Istanbul, Turkey, June 1, 2001─The International
Finance Corporation (IFC), the private sector arm of the World Bank Group,
has opened a new office in Turkey that will act as a regional hub for IFC
investments in Southern Europe and Central Asia.
Mr. Khosrow Zamani, IFC's Director for Southern Europe and Central Asia,
will take up residence in Istanbul on
June 1. He said the new office will enable IFC to provide more comprehensive
and efficient coverage of the region at a time when private sector development
is critically needed.
The opening of the regional office is part of IFC’s decentralization strategy
to build stronger relationships with clients and governments by engaging
more actively in the field. Mr. Zamani will be joined by additional
IFC staff from Washington who will work on project finance and provide
legal, technical, and environmental advice on investments. The new
office will also absorb the duties and staff of IFC’s local office, which
focused primarily on Turkey.
Mr. Zamani said that Istanbul's stature as an important regional financial
center made it a natural choice for IFC's hub in Southern Europe and Central
Asia. He added that IFC looks forward to continue its strong support
to the private sector in Turkey, noting that it is critical for international
financial institutions to support viable private sector enterprises in
Turkey and reinforce confidence in the economic outlook of the country.

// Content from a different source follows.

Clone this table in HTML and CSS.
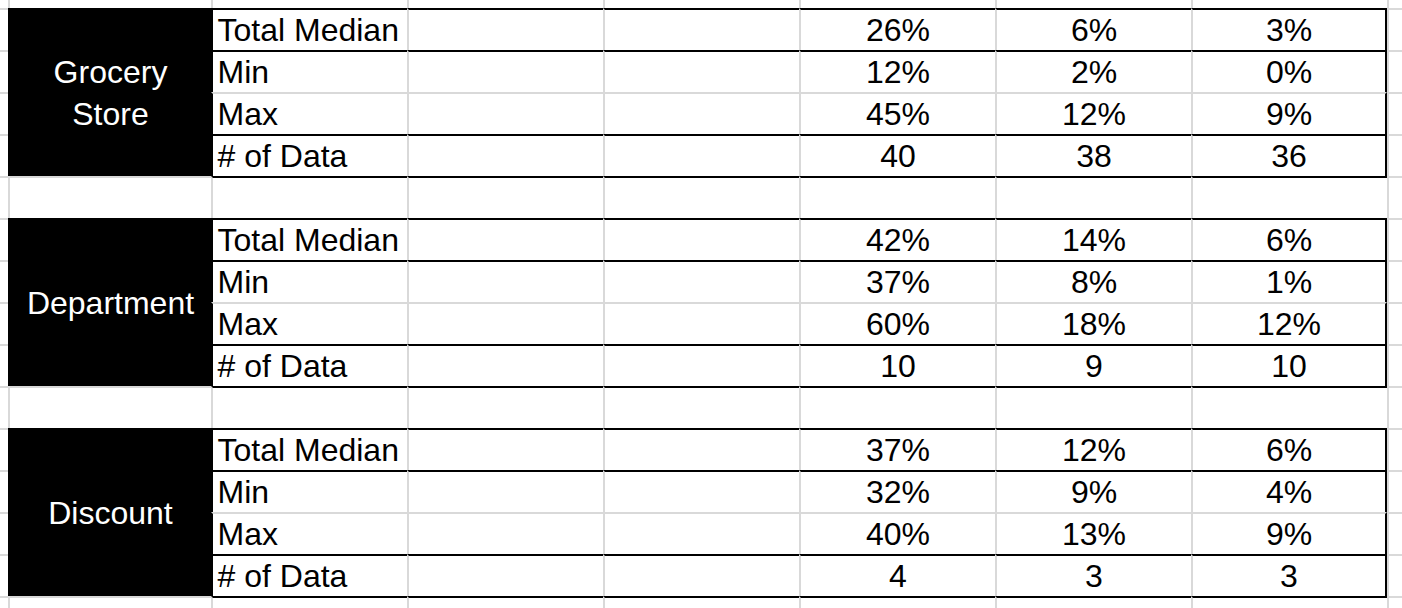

Turkey is an important country for IFC, the fourth largest exposure accounting
for about 4.5% of IFC’s global portfolio. IFC's held portfolio,
including amounts mobilized from commercial banks, is close to $1 billion.
Exposure to the South and Central Asian region stands at $1.5 billion.
IFC's program for Turkey continues to be active with investments
in projects of about $400 million.
Ms. Sujata Lamba, Country Manager for Turkey, stressed IFC’s key role
as one of the few sources of long-term private capital in Turkey and said
the institution is prepared to take selective risks and support viable
exporters. Given the particular challenges for Turkey this year,
IFC’s support will be even more critical, she added. A case in point
is the recent international syndication of a large Turkish company, Arcelik,
where IFC's increased financing allowed the company to complete its financial
plan swiftly in the midst of the economic crisis.
The new Turkey office will be located in the Levent district. The
countries that will be covered by the office are: Albania, Azerbaijan,
Bosnia, Bulgaria, Croatia, Federal Republic of Yugoslavia, Kazakhstan,
Kyrgyz Republic, Macedonia, Moldova, Romania, Tajikistan, Turkey, Turkmenistan,
The mission of IFC (www.ifc.org),
part of the World Bank Group, is to promote sustainable private sector
investment in developing countries, as a way to reduce poverty and improve
people's lives. IFC finances private sector investments in emerging
markets, mobilizes capital in the international financial markets, and
provides technical assistance and advice to governments and businesses.